▶ **WHAT THE TASK ASKS**: Give again, exactly as written, the lines of the records below from the line with "Emit a single-file" to the line with "</style></head><body>". Both end lines count; pictures do not.

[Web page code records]
━━━

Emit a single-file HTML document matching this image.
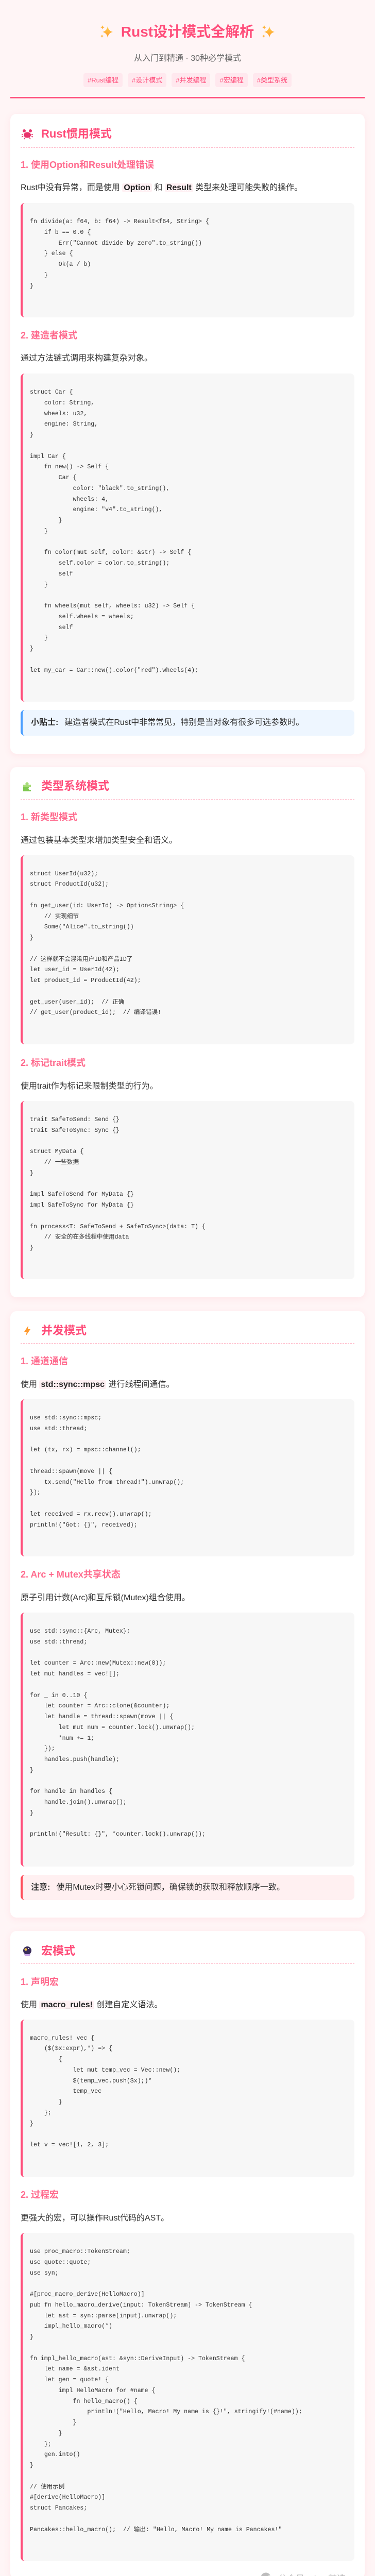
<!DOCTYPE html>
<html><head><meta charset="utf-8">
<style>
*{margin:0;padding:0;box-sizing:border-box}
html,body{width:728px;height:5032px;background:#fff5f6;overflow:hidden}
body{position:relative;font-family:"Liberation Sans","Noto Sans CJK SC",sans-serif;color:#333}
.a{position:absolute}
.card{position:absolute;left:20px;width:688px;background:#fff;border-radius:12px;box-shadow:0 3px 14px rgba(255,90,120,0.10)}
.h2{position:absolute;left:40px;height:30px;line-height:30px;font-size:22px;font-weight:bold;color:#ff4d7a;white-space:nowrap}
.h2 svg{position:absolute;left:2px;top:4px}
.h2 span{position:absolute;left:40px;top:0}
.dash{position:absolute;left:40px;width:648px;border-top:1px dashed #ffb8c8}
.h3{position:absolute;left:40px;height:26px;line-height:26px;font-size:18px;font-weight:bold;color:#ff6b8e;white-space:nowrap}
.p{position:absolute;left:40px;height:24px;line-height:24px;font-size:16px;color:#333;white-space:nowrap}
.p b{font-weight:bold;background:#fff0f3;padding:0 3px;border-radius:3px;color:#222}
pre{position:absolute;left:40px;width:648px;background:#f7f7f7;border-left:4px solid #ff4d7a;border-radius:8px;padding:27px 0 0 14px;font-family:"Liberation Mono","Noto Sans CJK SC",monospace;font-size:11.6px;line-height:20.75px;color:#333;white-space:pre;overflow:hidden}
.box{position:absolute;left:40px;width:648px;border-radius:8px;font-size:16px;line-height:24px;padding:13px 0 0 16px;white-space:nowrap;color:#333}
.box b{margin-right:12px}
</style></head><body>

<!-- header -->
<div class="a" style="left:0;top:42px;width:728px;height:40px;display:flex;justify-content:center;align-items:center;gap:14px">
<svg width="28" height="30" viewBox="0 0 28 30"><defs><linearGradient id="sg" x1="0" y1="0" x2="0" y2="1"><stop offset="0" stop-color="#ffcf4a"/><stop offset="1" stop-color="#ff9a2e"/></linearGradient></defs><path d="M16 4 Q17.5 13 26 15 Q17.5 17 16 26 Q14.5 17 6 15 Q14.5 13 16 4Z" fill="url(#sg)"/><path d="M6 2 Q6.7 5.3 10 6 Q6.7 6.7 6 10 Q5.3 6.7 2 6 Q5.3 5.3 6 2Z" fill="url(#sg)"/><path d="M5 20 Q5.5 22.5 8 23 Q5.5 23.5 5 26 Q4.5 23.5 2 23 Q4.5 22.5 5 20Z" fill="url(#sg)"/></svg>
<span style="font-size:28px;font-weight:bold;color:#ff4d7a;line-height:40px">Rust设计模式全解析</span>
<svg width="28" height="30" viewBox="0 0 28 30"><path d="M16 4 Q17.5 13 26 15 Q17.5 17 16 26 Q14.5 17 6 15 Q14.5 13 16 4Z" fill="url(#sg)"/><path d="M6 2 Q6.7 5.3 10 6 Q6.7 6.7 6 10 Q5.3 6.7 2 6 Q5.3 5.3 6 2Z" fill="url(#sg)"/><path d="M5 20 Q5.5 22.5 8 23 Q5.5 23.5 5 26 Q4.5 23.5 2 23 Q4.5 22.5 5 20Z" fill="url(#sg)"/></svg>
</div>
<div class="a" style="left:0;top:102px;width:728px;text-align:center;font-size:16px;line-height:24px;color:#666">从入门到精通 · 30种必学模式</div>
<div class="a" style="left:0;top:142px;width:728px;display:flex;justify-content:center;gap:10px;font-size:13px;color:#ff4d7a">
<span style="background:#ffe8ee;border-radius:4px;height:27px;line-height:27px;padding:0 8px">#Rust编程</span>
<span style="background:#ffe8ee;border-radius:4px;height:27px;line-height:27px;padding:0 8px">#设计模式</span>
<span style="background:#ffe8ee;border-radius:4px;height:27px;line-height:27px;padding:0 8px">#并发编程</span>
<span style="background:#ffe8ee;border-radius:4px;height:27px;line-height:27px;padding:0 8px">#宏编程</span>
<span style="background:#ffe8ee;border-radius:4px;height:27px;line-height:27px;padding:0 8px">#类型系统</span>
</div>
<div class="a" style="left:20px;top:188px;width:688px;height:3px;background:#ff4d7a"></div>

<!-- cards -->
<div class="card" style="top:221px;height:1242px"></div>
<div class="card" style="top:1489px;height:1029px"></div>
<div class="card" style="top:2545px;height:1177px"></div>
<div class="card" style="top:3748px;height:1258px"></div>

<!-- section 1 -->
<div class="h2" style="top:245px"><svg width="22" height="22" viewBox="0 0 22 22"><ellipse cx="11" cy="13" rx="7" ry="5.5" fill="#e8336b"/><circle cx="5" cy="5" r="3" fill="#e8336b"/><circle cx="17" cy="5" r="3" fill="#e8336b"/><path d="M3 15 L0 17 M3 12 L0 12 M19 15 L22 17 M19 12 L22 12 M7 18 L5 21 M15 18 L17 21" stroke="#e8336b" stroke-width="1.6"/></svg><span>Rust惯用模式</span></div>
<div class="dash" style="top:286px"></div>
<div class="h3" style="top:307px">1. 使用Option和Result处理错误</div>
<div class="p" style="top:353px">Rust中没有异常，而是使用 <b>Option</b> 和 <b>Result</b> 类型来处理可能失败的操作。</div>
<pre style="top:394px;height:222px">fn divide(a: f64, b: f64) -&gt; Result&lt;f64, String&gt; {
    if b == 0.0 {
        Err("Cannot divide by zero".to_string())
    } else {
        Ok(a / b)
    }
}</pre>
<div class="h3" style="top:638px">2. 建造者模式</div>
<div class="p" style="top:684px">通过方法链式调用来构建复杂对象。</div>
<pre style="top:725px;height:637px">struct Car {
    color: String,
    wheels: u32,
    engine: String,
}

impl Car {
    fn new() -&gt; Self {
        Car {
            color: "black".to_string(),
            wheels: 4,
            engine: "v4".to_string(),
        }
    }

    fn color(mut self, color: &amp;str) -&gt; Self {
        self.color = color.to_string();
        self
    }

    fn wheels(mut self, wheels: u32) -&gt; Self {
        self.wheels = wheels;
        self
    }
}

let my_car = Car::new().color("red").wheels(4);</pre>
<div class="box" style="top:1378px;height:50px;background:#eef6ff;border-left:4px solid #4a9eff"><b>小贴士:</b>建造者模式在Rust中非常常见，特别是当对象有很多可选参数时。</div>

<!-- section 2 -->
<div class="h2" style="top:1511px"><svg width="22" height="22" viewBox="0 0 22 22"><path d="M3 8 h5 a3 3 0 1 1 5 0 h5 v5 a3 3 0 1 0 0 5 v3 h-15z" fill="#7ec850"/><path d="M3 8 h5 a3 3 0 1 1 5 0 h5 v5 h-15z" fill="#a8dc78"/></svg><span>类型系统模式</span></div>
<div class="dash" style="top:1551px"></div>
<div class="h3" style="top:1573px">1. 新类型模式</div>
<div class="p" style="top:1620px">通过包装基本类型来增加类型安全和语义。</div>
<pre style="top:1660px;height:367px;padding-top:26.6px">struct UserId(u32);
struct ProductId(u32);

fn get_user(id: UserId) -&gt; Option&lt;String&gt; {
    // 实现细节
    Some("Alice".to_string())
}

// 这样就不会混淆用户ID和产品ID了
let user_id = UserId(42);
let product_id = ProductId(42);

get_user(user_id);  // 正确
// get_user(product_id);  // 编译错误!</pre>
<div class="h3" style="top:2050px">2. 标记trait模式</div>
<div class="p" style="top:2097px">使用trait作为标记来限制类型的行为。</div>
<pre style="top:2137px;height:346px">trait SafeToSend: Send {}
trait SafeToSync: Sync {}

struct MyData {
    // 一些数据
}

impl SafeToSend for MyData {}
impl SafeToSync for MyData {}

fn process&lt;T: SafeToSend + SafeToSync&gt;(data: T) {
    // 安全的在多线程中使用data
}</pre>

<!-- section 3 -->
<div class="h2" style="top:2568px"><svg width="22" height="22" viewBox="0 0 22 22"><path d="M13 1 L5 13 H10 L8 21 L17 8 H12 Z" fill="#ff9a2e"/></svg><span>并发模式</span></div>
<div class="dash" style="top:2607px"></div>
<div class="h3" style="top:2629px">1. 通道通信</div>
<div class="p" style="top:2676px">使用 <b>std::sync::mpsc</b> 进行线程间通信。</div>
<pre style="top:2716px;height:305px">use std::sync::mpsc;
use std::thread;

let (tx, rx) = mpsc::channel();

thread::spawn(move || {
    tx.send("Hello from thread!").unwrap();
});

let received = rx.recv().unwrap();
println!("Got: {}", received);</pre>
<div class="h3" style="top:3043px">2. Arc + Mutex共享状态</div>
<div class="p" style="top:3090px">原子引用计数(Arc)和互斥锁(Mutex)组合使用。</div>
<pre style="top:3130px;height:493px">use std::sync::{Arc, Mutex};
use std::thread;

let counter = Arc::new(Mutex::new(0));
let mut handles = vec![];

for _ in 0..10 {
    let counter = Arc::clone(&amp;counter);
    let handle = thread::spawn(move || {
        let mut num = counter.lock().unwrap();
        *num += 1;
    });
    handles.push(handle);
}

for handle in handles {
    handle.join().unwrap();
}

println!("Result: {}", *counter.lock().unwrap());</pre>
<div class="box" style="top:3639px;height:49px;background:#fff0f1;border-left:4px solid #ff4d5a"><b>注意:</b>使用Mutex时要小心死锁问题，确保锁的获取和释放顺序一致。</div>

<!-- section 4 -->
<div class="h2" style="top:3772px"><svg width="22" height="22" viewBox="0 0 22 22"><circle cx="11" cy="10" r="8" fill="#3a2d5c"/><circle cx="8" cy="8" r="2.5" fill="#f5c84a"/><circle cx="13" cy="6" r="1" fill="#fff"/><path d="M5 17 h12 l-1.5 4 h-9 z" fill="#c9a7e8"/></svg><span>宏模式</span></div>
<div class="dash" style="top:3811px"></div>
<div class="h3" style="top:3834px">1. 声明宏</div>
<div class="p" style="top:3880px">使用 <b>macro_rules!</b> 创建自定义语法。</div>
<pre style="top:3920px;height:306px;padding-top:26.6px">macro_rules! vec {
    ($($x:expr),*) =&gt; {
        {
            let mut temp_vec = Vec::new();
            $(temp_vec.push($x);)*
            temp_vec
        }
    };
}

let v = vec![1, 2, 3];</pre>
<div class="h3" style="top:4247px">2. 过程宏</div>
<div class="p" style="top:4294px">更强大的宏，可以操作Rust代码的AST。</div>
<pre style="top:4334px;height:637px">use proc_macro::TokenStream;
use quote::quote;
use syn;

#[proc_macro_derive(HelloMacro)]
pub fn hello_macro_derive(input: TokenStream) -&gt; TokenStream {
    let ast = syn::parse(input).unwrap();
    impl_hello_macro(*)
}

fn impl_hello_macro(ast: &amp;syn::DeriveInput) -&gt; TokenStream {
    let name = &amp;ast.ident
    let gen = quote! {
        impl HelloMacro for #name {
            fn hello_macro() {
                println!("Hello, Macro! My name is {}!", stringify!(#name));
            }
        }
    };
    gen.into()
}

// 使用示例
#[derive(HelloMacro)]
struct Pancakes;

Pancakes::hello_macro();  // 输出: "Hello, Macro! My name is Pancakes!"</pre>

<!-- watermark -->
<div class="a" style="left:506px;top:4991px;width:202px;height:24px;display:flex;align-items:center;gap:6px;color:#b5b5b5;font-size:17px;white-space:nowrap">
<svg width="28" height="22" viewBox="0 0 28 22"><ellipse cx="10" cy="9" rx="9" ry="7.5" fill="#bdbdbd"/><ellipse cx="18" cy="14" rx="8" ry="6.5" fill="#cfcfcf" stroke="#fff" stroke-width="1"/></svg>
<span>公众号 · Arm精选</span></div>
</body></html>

━━━

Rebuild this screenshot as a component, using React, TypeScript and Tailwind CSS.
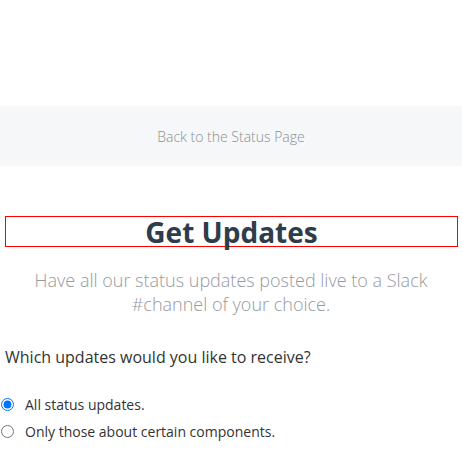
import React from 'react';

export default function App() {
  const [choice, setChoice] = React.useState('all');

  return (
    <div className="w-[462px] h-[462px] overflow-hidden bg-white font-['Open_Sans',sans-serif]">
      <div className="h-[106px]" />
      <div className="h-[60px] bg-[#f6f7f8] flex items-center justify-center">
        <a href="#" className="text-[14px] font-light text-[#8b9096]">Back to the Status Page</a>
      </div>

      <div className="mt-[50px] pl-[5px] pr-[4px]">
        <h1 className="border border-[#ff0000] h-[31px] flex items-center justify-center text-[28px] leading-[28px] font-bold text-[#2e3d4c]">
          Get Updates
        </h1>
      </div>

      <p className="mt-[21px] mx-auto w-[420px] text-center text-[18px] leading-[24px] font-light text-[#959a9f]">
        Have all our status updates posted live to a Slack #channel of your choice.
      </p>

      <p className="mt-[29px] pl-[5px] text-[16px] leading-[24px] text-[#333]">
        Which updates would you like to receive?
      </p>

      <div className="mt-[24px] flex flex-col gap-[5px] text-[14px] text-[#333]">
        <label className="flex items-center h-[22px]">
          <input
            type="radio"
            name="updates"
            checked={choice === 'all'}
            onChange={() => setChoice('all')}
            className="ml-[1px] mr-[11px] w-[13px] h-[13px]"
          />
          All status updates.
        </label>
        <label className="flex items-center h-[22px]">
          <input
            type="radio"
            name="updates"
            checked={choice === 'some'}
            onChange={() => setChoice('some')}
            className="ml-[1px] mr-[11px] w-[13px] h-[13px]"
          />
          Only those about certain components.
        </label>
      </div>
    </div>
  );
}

━━━

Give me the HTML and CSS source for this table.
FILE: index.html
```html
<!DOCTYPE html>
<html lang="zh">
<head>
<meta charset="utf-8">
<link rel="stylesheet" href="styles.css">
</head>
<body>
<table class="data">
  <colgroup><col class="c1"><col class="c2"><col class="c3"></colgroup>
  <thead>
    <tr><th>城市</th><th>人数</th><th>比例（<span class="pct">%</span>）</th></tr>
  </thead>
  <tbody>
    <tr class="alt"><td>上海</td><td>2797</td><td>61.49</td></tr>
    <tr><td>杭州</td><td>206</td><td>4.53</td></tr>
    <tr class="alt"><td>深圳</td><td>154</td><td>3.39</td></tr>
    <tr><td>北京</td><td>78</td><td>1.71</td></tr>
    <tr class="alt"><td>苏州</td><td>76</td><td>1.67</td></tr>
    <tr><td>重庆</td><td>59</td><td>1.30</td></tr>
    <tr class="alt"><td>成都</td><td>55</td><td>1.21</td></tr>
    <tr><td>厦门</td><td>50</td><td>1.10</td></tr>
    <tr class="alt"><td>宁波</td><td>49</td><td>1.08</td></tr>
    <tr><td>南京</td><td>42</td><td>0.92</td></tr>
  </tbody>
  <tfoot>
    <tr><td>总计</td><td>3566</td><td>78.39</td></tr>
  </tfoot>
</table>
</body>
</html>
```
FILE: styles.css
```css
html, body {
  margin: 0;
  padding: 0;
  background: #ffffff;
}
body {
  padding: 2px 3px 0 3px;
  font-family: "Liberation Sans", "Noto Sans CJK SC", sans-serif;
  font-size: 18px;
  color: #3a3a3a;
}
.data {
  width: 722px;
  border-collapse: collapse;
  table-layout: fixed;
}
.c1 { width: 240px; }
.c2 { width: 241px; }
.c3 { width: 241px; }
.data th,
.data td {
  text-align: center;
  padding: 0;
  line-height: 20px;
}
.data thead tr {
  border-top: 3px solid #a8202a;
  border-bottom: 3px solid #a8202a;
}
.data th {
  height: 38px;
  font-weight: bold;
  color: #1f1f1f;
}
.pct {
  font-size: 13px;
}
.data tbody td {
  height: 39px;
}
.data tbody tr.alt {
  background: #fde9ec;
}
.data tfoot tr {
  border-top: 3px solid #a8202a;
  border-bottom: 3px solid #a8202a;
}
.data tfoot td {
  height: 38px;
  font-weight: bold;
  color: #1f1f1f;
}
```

━━━

▶ **THE RESULT**:
Emit a single-file HTML document matching this image.
<!DOCTYPE html>
<html><head><meta charset="utf-8">
<style>
*{margin:0;padding:0;box-sizing:border-box}
html,body{width:728px;height:5032px;background:#fff5f6;overflow:hidden}
body{position:relative;font-family:"Liberation Sans","Noto Sans CJK SC",sans-serif;color:#333}
.a{position:absolute}
.card{position:absolute;left:20px;width:688px;background:#fff;border-radius:12px;box-shadow:0 3px 14px rgba(255,90,120,0.10)}
.h2{position:absolute;left:40px;height:30px;line-height:30px;font-size:22px;font-weight:bold;color:#ff4d7a;white-space:nowrap}
.h2 svg{position:absolute;left:2px;top:4px}
.h2 span{position:absolute;left:40px;top:0}
.dash{position:absolute;left:40px;width:648px;border-top:1px dashed #ffb8c8}
.h3{position:absolute;left:40px;height:26px;line-height:26px;font-size:18px;font-weight:bold;color:#ff6b8e;white-space:nowrap}
.p{position:absolute;left:40px;height:24px;line-height:24px;font-size:16px;color:#333;white-space:nowrap}
.p b{font-weight:bold;background:#fff0f3;padding:0 3px;border-radius:3px;color:#222}
pre{position:absolute;left:40px;width:648px;background:#f7f7f7;border-left:4px solid #ff4d7a;border-radius:8px;padding:27px 0 0 14px;font-family:"Liberation Mono","Noto Sans CJK SC",monospace;font-size:11.6px;line-height:20.75px;color:#333;white-space:pre;overflow:hidden}
.box{position:absolute;left:40px;width:648px;border-radius:8px;font-size:16px;line-height:24px;padding:13px 0 0 16px;white-space:nowrap;color:#333}
.box b{margin-right:12px}
</style></head><body>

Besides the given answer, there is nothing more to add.